Building a protocol with built-in oracle defenses is a proactive security measure, not an afterthought. The core principles involve redundancy (using multiple data sources like Chainlink, Pyth, and TWAPs), validation (implementing sanity checks and circuit breakers), and decentralization (avoiding single points of failure in the data flow). By integrating these concepts from the start, you create a more resilient foundation that can withstand market anomalies and targeted attacks, protecting user funds and protocol integrity.

Your next steps should involve rigorous testing and community engagement. Deploy your contracts to a testnet (like Sepolia or Holesky) and simulate various attack vectors using a framework like Foundry or Hardhat. Write tests for scenarios like a single oracle failure, a flash loan price spike, or a delayed data update. Furthermore, consider a bug bounty program or a formal audit with a reputable firm like OpenZeppelin or Trail of Bits before mainnet launch. Transparency with your community about your oracle design builds trust.

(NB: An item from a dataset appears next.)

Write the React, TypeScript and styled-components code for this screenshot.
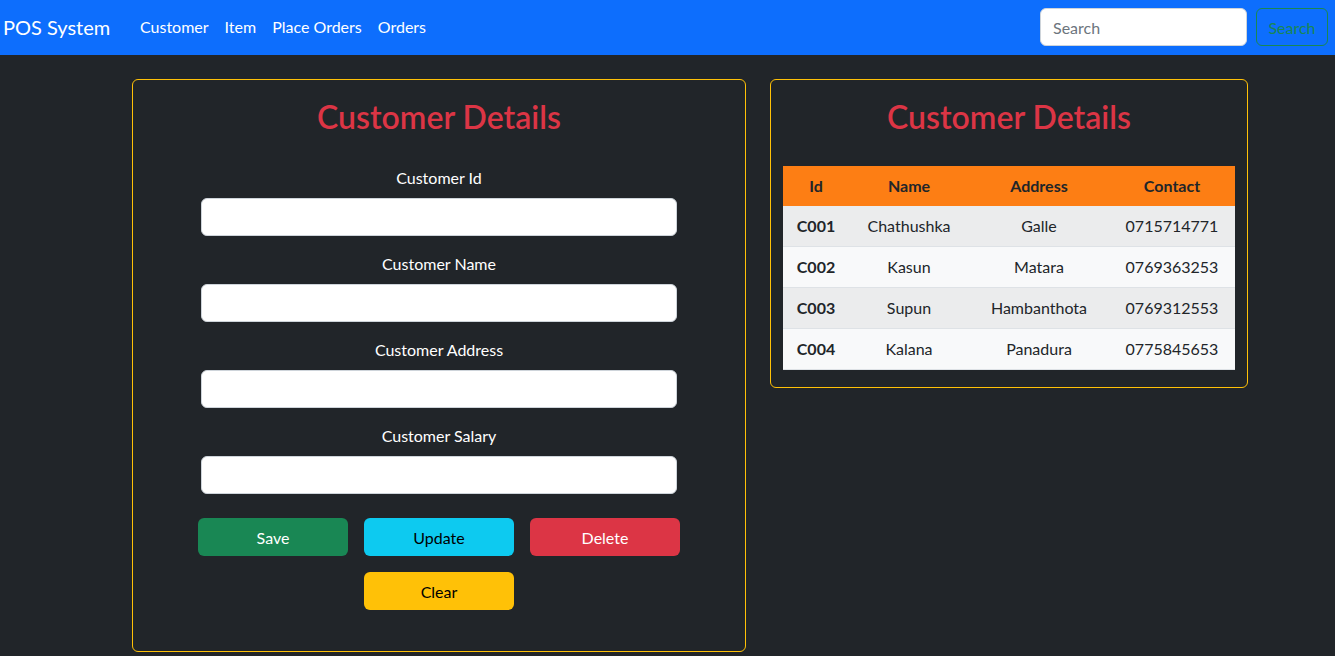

For ongoing maintenance, establish clear monitoring and governance procedures. Use off-chain monitoring tools to alert you to deviations between your oracle feeds. Implement a timelock-controlled admin function to safely update oracle addresses or parameters if a feed is deprecated or compromised. Governance token holders could vote on adding new, reputable data providers. Remember, oracle security is continuous; staying informed about new solutions like Pyth's pull-based model or Chainlink CCIP for cross-chain data is essential for long-term resilience.